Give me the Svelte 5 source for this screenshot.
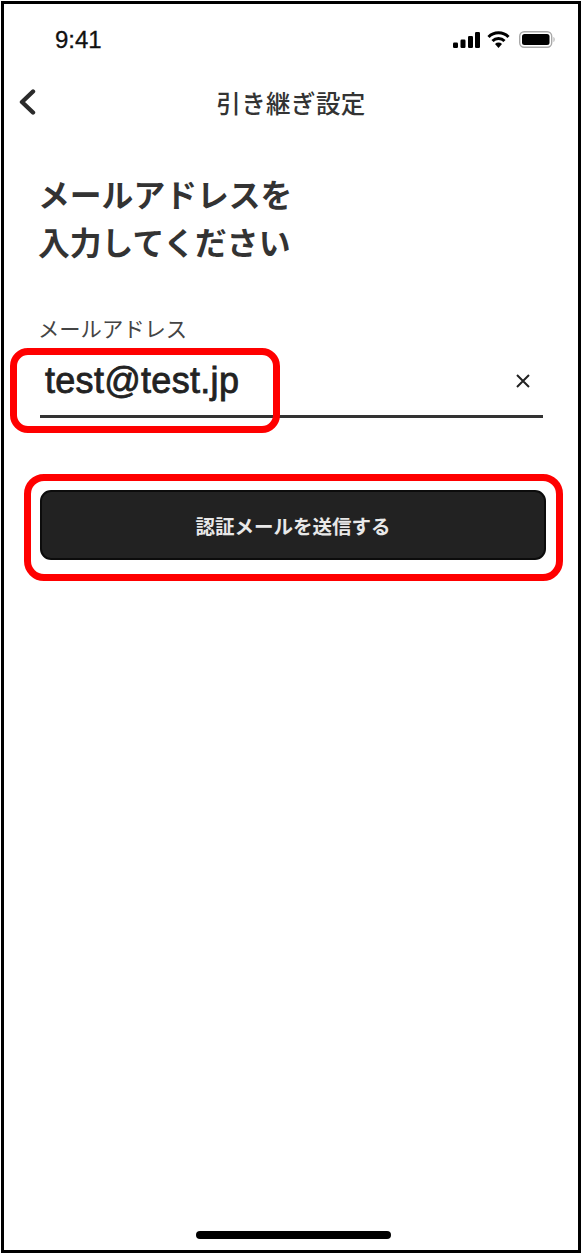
<script>
  const title = ['メールアドレスを', '入力してください'];
</script>

<div class="frame">
  <div class="status">
    <span class="time">9:41</span>
    <div class="indicators">
      <svg class="signal" width="27" height="16" viewBox="0 0 27 16" aria-hidden="true">
        <rect x="0" y="10.5" width="5" height="5.5" rx="1.2" />
        <rect x="7.5" y="7.5" width="5" height="8.5" rx="1.2" />
        <rect x="15" y="4" width="5" height="12" rx="1.2" />
        <rect x="22" y="0" width="5" height="16" rx="1.2" />
      </svg>
      <svg class="wifi" width="23" height="17" viewBox="0 0 23 17" aria-hidden="true">
        <path d="M1.5 6 A14 14 0 0 1 21.5 6" fill="none" stroke="#000" stroke-width="3" />
        <path d="M5.5 10 A8.5 8.5 0 0 1 17.5 10" fill="none" stroke="#000" stroke-width="3" />
        <path d="M8 13 A5 5 0 0 1 15 13 L11.5 17 Z" fill="#000" />
      </svg>
      <svg class="battery" width="37" height="17" viewBox="0 0 37 17" aria-hidden="true">
        <rect x="0.7" y="0.7" width="32" height="15.6" rx="4.5" fill="none" stroke="#a9a9a9" stroke-width="1.4" />
        <rect x="3" y="3" width="27.5" height="11" rx="2.5" fill="#000" />
        <path d="M34.5 6 C36 6.5 36 10.5 34.5 11 Z" fill="#a9a9a9" />
      </svg>
    </div>
  </div>

  <header class="nav">
    <svg class="back" width="18" height="26" viewBox="0 0 18 26" aria-hidden="true">
      <path d="M15 2.5 L4 13 L15 23.5" fill="none" stroke="#2b2b2b" stroke-width="4.4" stroke-linecap="round" stroke-linejoin="round" />
    </svg>
    <h2>引き継ぎ設定</h2>
  </header>

  <main class="content">
    <h1>
      {#each title as line}
        <span>{line}</span>
      {/each}
    </h1>

    <div class="field">
      <div class="label">メールアドレス</div>
      <div class="input-row">
        <span class="value">test@test.jp</span>
        <svg class="clear" width="16" height="16" viewBox="0 0 16 16" aria-hidden="true">
          <path d="M2 2 L14 14 M14 2 L2 14" stroke="#222" stroke-width="2" fill="none" />
        </svg>
      </div>
      <div class="callout callout-input"></div>
    </div>

    <div class="button-wrap">
      <button type="button">認証メールを送信する</button>
      <div class="callout callout-button"></div>
    </div>
  </main>

  <div class="home"></div>
</div>

<style>
  :global(body) {
    margin: 0;
    background: #fff;
  }

  .frame {
    box-sizing: border-box;
    position: relative;
    width: 580px;
    height: 1252px;
    margin: 1px 0 0 1px;
    border: 3px solid #000;
    background: #fff;
    font-family: "Noto Sans CJK JP", "Liberation Sans", sans-serif;
    color: #2b2b2b;
    display: flex;
    flex-direction: column;
    overflow: hidden;
  }

  .status {
    display: flex;
    justify-content: space-between;
    align-items: center;
    height: 29px;
    margin-top: 21px;
    padding: 0 22px 0 51px;
  }

  .time {
    font-family: "Liberation Sans", sans-serif;
    font-size: 24px;
    font-weight: 400;
    color: #111;
    -webkit-text-stroke: 0.3px #111;
    padding-top: 1px;
  }

  .indicators {
    display: flex;
    align-items: center;
  }

  .signal {
    margin-right: 7px;
  }

  .wifi {
    margin-right: 9px;
  }

  .signal rect {
    fill: #000;
  }

  .nav {
    position: relative;
    display: flex;
    align-items: center;
    justify-content: center;
    height: 44px;
    margin-top: 27px;
  }

  .back {
    position: absolute;
    left: 14px;
    top: 8px;
  }

  .nav h2 {
    margin: 0;
    font-size: 24.5px;
    font-weight: 500;
    line-height: 44px;
    color: #333;
    letter-spacing: 0.4px;
  }

  .content {
    padding: 0 35px 0 36px;
  }

  h1 {
    margin: 44px 0 0 -2px;
    font-size: 31.8px;
    font-weight: 700;
    line-height: 48px;
    color: #333;
  }

  h1 span {
    display: block;
  }

  .field {
    position: relative;
    margin-top: 48px;
  }

  .label {
    margin-left: -2px;
    font-size: 21.3px;
    line-height: 30px;
    color: #444;
  }

  .input-row {
    display: flex;
    align-items: center;
    justify-content: space-between;
    height: 68px;
    padding: 4px 12px 0 5px;
    border-bottom: 3px solid #333;
  }

  .value {
    font-family: "Liberation Sans", sans-serif;
    font-size: 36px;
    font-weight: 400;
    letter-spacing: 0.3px;
    color: #222;
    -webkit-text-stroke: 0.8px #222;
  }

  .button-wrap {
    position: relative;
    margin-top: 72px;
  }

  button {
    display: block;
    box-sizing: border-box;
    width: 506px;
    height: 70px;
    border: 2px solid #0c0c0c;
    border-radius: 11px;
    background: #222;
    color: #e8e8e8;
    font-family: inherit;
    font-size: 19.5px;
    font-weight: 700;
    padding: 0;
  }

  .callout {
    position: absolute;
    box-sizing: border-box;
    border: 7px solid #f00;
    pointer-events: none;
  }

  .callout-input {
    left: -30px;
    top: 35px;
    width: 270px;
    height: 85px;
    border-radius: 18px;
  }

  .callout-button {
    left: -16px;
    top: -16px;
    width: 539px;
    height: 107px;
    border-radius: 20px;
  }

  .home {
    position: absolute;
    left: 192px;
    bottom: 11px;
    width: 195px;
    height: 8px;
    border-radius: 4px;
    background: #000;
  }
</style>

^^^^^^^^^^^^^^^^

> [Instruction]: Copy each line in full and exactly, omitting any picture.

> [Answer for the task]:
Give me the Svelte 5 source for this screenshot.
<script>
  const title = ['メールアドレスを', '入力してください'];
</script>

<div class="frame">
  <div class="status">
    <span class="time">9:41</span>
    <div class="indicators">
      <svg class="signal" width="27" height="16" viewBox="0 0 27 16" aria-hidden="true">
        <rect x="0" y="10.5" width="5" height="5.5" rx="1.2" />
        <rect x="7.5" y="7.5" width="5" height="8.5" rx="1.2" />
        <rect x="15" y="4" width="5" height="12" rx="1.2" />
        <rect x="22" y="0" width="5" height="16" rx="1.2" />
      </svg>
      <svg class="wifi" width="23" height="17" viewBox="0 0 23 17" aria-hidden="true">
        <path d="M1.5 6 A14 14 0 0 1 21.5 6" fill="none" stroke="#000" stroke-width="3" />
        <path d="M5.5 10 A8.5 8.5 0 0 1 17.5 10" fill="none" stroke="#000" stroke-width="3" />
        <path d="M8 13 A5 5 0 0 1 15 13 L11.5 17 Z" fill="#000" />
      </svg>
      <svg class="battery" width="37" height="17" viewBox="0 0 37 17" aria-hidden="true">
        <rect x="0.7" y="0.7" width="32" height="15.6" rx="4.5" fill="none" stroke="#a9a9a9" stroke-width="1.4" />
        <rect x="3" y="3" width="27.5" height="11" rx="2.5" fill="#000" />
        <path d="M34.5 6 C36 6.5 36 10.5 34.5 11 Z" fill="#a9a9a9" />
      </svg>
    </div>
  </div>

  <header class="nav">
    <svg class="back" width="18" height="26" viewBox="0 0 18 26" aria-hidden="true">
      <path d="M15 2.5 L4 13 L15 23.5" fill="none" stroke="#2b2b2b" stroke-width="4.4" stroke-linecap="round" stroke-linejoin="round" />
    </svg>
    <h2>引き継ぎ設定</h2>
  </header>

  <main class="content">
    <h1>
      {#each title as line}
        <span>{line}</span>
      {/each}
    </h1>

    <div class="field">
      <div class="label">メールアドレス</div>
      <div class="input-row">
        <span class="value">test@test.jp</span>
        <svg class="clear" width="16" height="16" viewBox="0 0 16 16" aria-hidden="true">
          <path d="M2 2 L14 14 M14 2 L2 14" stroke="#222" stroke-width="2" fill="none" />
        </svg>
      </div>
      <div class="callout callout-input"></div>
    </div>

    <div class="button-wrap">
      <button type="button">認証メールを送信する</button>
      <div class="callout callout-button"></div>
    </div>
  </main>

  <div class="home"></div>
</div>

<style>
  :global(body) {
    margin: 0;
    background: #fff;
  }

  .frame {
    box-sizing: border-box;
    position: relative;
    width: 580px;
    height: 1252px;
    margin: 1px 0 0 1px;
    border: 3px solid #000;
    background: #fff;
    font-family: "Noto Sans CJK JP", "Liberation Sans", sans-serif;
    color: #2b2b2b;
    display: flex;
    flex-direction: column;
    overflow: hidden;
  }

  .status {
    display: flex;
    justify-content: space-between;
    align-items: center;
    height: 29px;
    margin-top: 21px;
    padding: 0 22px 0 51px;
  }

  .time {
    font-family: "Liberation Sans", sans-serif;
    font-size: 24px;
    font-weight: 400;
    color: #111;
    -webkit-text-stroke: 0.3px #111;
    padding-top: 1px;
  }

  .indicators {
    display: flex;
    align-items: center;
  }

  .signal {
    margin-right: 7px;
  }

  .wifi {
    margin-right: 9px;
  }

  .signal rect {
    fill: #000;
  }

  .nav {
    position: relative;
    display: flex;
    align-items: center;
    justify-content: center;
    height: 44px;
    margin-top: 27px;
  }

  .back {
    position: absolute;
    left: 14px;
    top: 8px;
  }

  .nav h2 {
    margin: 0;
    font-size: 24.5px;
    font-weight: 500;
    line-height: 44px;
    color: #333;
    letter-spacing: 0.4px;
  }

  .content {
    padding: 0 35px 0 36px;
  }

  h1 {
    margin: 44px 0 0 -2px;
    font-size: 31.8px;
    font-weight: 700;
    line-height: 48px;
    color: #333;
  }

  h1 span {
    display: block;
  }

  .field {
    position: relative;
    margin-top: 48px;
  }

  .label {
    margin-left: -2px;
    font-size: 21.3px;
    line-height: 30px;
    color: #444;
  }

  .input-row {
    display: flex;
    align-items: center;
    justify-content: space-between;
    height: 68px;
    padding: 4px 12px 0 5px;
    border-bottom: 3px solid #333;
  }

  .value {
    font-family: "Liberation Sans", sans-serif;
    font-size: 36px;
    font-weight: 400;
    letter-spacing: 0.3px;
    color: #222;
    -webkit-text-stroke: 0.8px #222;
  }

  .button-wrap {
    position: relative;
    margin-top: 72px;
  }

  button {
    display: block;
    box-sizing: border-box;
    width: 506px;
    height: 70px;
    border: 2px solid #0c0c0c;
    border-radius: 11px;
    background: #222;
    color: #e8e8e8;
    font-family: inherit;
    font-size: 19.5px;
    font-weight: 700;
    padding: 0;
  }

  .callout {
    position: absolute;
    box-sizing: border-box;
    border: 7px solid #f00;
    pointer-events: none;
  }

  .callout-input {
    left: -30px;
    top: 35px;
    width: 270px;
    height: 85px;
    border-radius: 18px;
  }

  .callout-button {
    left: -16px;
    top: -16px;
    width: 539px;
    height: 107px;
    border-radius: 20px;
  }

  .home {
    position: absolute;
    left: 192px;
    bottom: 11px;
    width: 195px;
    height: 8px;
    border-radius: 4px;
    background: #000;
  }
</style>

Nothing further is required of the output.